Check each line of the material. Copy those containing "index".

## START Provided information

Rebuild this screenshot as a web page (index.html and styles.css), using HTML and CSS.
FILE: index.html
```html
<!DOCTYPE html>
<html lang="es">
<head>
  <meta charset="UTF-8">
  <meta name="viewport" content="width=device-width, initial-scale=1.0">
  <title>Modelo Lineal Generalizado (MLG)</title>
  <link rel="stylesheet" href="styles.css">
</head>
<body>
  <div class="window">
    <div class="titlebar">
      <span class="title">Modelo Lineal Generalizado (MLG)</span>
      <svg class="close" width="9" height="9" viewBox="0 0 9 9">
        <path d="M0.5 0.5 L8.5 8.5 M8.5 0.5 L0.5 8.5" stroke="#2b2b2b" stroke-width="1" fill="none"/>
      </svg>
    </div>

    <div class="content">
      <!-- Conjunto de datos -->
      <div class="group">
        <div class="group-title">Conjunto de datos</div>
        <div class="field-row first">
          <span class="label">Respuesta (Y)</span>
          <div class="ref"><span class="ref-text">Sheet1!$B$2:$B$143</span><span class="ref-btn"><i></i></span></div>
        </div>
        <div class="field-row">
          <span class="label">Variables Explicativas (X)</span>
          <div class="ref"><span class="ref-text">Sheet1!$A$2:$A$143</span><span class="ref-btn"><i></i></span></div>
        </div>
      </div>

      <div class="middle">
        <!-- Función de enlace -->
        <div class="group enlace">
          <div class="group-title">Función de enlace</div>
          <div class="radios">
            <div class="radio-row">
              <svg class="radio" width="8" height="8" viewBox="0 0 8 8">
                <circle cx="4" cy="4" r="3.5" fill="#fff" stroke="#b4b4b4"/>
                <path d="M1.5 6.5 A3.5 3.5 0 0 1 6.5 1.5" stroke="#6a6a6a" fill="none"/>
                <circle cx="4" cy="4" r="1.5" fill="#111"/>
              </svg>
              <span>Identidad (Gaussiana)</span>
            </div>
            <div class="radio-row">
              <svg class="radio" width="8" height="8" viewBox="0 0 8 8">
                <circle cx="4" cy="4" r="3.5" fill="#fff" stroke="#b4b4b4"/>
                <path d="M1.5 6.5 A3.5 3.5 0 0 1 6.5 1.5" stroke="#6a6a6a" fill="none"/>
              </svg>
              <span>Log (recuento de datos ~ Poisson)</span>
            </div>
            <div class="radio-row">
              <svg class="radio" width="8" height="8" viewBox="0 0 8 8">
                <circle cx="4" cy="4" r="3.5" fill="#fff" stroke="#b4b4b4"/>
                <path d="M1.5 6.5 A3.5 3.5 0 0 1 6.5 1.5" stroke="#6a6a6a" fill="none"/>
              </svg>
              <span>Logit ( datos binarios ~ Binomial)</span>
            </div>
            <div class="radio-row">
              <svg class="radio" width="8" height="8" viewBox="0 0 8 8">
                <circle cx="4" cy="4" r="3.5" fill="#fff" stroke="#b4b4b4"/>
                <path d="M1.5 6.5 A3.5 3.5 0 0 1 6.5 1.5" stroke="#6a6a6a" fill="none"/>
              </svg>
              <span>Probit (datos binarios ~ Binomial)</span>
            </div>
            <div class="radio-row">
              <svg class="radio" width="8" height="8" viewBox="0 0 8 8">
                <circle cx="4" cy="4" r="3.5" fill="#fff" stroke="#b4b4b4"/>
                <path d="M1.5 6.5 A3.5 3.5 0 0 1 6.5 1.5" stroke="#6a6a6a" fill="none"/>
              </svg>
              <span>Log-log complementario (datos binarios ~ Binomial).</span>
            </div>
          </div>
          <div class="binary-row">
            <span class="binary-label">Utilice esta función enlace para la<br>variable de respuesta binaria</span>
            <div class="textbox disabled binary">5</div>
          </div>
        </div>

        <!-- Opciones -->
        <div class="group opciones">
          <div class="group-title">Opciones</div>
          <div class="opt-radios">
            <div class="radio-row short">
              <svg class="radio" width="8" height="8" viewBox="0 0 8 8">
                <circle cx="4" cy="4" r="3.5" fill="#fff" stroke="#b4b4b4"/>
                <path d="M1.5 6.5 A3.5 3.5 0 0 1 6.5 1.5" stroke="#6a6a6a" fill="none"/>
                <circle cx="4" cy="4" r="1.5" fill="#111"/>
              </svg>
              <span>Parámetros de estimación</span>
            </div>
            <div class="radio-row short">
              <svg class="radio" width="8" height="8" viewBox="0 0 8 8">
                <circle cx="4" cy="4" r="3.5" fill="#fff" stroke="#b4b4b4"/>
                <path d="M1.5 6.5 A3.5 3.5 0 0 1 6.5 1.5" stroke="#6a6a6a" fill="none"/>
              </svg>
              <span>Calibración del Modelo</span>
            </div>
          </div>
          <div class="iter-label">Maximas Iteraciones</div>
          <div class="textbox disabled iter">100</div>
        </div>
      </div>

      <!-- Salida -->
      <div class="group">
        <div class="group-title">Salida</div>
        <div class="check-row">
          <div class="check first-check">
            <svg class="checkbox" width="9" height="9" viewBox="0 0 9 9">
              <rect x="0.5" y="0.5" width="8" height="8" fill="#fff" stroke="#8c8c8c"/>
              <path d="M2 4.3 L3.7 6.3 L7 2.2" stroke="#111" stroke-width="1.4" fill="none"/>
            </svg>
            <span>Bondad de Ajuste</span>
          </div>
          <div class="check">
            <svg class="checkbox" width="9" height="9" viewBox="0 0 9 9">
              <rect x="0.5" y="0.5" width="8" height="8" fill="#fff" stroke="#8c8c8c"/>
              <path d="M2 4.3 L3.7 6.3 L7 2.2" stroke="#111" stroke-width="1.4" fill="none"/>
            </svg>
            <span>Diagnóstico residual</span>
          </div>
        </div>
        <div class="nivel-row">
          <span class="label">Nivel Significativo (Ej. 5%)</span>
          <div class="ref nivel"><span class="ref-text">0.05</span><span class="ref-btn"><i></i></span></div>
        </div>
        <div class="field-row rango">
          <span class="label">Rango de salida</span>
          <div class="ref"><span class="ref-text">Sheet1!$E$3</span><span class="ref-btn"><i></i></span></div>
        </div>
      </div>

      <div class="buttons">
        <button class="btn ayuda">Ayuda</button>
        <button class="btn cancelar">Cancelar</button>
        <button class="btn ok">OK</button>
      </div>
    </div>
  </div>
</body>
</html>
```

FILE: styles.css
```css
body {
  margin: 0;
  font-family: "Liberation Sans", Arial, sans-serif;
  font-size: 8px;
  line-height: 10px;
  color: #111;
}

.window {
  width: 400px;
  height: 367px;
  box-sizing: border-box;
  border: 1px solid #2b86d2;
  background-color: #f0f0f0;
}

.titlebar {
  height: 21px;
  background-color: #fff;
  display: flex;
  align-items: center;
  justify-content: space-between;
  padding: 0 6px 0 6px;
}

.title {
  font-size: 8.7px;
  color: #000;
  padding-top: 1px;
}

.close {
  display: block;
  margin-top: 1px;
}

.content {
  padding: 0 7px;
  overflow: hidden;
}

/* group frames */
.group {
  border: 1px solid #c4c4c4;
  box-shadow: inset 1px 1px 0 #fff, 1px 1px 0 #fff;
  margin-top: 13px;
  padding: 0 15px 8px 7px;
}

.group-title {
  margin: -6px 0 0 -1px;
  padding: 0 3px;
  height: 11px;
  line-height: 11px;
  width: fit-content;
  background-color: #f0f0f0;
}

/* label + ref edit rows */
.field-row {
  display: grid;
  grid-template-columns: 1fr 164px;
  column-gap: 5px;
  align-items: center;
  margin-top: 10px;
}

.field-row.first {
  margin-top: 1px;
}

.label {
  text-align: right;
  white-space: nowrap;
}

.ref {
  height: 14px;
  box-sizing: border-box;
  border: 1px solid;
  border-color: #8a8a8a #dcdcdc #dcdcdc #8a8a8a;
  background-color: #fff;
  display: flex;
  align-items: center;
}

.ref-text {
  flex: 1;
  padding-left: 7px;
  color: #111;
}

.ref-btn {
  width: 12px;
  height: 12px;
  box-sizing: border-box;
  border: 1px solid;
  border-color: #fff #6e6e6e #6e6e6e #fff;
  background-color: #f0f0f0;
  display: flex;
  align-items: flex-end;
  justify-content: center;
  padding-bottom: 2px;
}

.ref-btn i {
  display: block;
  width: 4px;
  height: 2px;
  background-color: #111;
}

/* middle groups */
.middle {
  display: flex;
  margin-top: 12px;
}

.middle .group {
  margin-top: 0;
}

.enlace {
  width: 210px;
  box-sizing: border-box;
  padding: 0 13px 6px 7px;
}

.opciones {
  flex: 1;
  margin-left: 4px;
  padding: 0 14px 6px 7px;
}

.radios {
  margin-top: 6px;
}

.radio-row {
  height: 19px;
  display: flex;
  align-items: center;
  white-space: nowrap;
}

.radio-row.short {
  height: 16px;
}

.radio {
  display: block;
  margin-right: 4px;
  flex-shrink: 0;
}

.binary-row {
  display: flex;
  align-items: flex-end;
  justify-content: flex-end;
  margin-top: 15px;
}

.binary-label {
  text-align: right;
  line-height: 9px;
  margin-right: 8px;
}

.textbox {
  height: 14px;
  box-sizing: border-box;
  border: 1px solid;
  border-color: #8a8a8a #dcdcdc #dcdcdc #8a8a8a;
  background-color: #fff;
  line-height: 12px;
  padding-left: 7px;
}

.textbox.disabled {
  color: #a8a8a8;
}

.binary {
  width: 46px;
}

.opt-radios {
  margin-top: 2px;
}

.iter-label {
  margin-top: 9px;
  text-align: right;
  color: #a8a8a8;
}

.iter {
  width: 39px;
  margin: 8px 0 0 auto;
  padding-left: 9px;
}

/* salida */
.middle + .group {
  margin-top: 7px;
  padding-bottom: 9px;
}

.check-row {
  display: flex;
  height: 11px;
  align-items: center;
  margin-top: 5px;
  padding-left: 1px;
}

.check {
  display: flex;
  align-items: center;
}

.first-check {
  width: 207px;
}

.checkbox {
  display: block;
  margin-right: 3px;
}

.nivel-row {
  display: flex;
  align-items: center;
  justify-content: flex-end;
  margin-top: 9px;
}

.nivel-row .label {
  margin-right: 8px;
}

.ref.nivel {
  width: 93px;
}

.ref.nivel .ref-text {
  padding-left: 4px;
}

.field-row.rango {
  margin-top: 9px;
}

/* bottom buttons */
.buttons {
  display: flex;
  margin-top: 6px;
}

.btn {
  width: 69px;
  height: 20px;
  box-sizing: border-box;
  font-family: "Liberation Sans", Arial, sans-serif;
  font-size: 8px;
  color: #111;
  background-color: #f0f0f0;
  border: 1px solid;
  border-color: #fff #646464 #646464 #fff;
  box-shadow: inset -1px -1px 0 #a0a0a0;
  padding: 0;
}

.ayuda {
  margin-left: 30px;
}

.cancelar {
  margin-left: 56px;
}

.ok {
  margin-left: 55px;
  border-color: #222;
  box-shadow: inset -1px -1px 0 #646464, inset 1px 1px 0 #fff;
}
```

## END Provided information
## START Provided information

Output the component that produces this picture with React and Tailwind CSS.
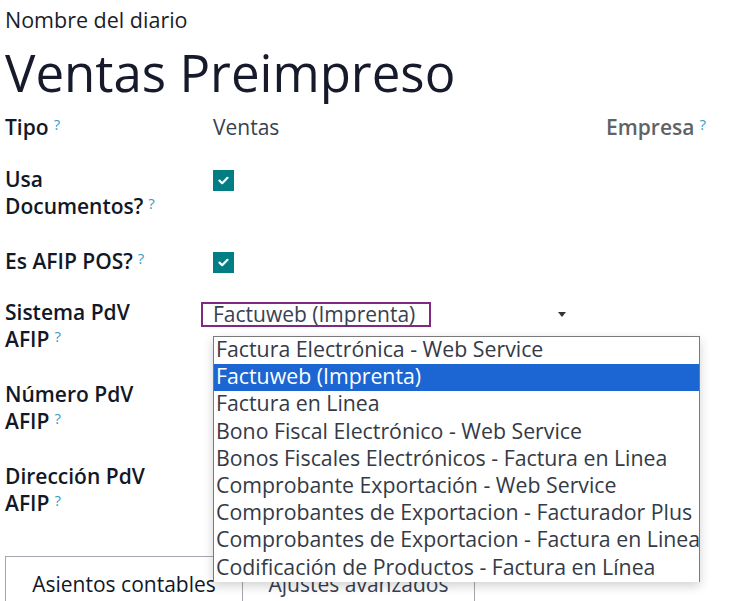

## END Provided information
## START Provided information

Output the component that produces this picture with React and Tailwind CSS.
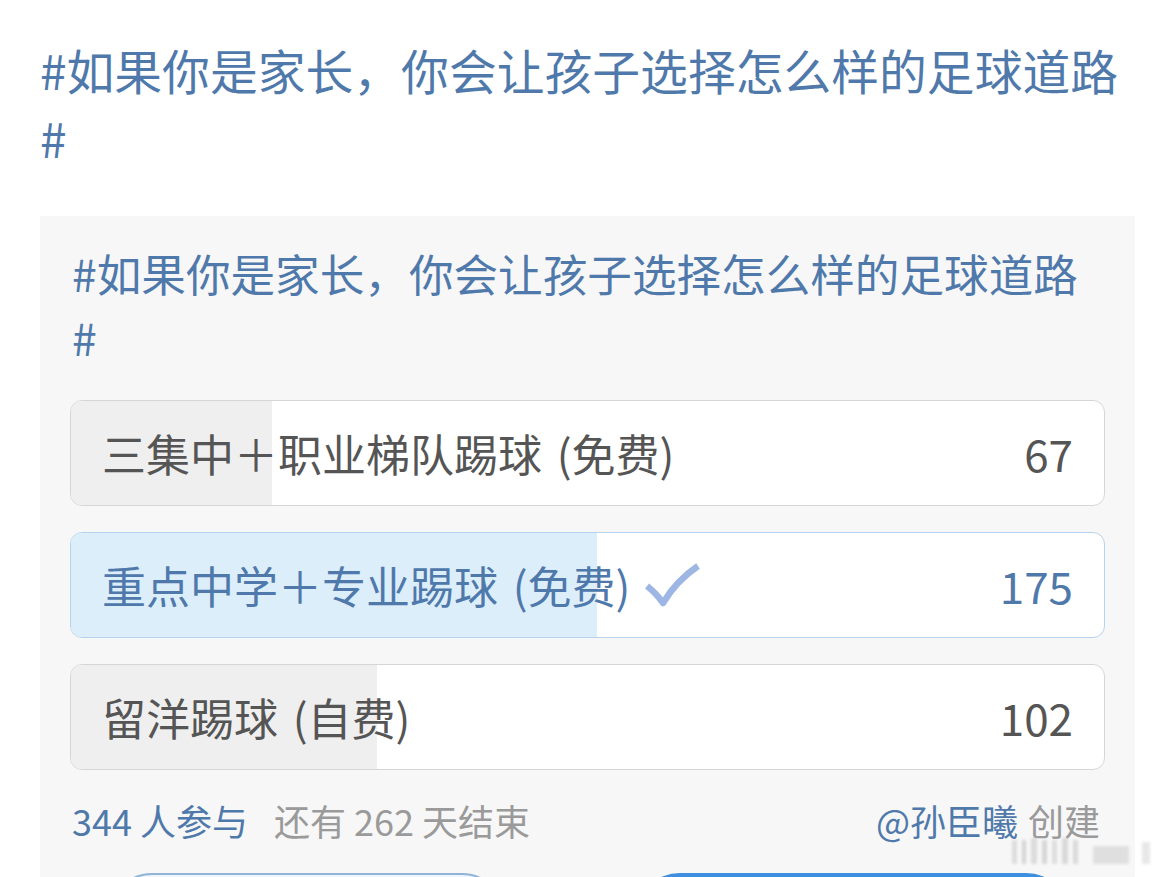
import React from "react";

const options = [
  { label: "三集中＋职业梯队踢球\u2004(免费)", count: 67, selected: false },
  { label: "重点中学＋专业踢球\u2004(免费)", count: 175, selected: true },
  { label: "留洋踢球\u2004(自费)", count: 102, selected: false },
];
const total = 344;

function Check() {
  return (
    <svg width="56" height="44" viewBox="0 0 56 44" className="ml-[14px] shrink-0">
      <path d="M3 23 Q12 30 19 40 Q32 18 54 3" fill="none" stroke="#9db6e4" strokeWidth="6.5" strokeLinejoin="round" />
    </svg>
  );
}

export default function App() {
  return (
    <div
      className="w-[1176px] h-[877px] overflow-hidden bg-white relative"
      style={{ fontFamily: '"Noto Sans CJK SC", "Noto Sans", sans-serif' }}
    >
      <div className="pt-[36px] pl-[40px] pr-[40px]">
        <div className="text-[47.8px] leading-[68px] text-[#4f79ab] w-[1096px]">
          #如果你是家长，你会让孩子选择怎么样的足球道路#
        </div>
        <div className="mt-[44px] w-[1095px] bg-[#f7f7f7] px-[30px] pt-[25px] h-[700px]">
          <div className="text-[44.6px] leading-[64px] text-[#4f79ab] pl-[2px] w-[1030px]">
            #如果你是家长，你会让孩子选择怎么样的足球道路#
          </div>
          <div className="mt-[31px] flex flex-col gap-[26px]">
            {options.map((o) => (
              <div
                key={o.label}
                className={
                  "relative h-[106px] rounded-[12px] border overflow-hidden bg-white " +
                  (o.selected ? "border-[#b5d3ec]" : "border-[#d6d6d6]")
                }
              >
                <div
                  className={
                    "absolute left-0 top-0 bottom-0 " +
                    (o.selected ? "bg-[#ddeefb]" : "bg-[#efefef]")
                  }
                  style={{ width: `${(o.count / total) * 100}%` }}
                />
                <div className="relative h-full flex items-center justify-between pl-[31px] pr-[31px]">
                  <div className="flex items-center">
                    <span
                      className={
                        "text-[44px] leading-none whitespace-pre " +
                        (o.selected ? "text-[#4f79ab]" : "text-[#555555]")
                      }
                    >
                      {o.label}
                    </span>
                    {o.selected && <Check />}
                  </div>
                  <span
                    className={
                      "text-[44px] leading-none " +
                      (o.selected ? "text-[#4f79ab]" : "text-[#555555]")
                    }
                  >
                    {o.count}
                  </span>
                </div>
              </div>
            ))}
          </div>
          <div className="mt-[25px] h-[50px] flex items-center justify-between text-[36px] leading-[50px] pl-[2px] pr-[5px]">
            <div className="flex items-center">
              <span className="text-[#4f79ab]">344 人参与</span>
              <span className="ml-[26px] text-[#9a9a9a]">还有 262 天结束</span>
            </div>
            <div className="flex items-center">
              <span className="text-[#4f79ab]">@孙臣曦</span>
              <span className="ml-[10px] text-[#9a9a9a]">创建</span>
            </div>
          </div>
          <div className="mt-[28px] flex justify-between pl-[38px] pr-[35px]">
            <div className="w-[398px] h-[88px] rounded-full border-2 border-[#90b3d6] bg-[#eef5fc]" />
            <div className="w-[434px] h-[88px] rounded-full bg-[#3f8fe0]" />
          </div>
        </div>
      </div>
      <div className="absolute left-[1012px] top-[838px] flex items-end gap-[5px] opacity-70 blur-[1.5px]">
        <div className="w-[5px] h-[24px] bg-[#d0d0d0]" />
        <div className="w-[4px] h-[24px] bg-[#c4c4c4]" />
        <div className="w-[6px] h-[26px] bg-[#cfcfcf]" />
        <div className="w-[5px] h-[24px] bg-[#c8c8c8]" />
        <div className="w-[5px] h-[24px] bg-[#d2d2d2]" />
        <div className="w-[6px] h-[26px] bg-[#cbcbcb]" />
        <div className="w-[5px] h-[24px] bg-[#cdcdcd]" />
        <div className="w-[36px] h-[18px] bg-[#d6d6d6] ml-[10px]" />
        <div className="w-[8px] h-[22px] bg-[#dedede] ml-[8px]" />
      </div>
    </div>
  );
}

## END Provided information

• Exercise solution:
Rebuild this screenshot as a web page (index.html and styles.css), using HTML and CSS.
FILE: index.html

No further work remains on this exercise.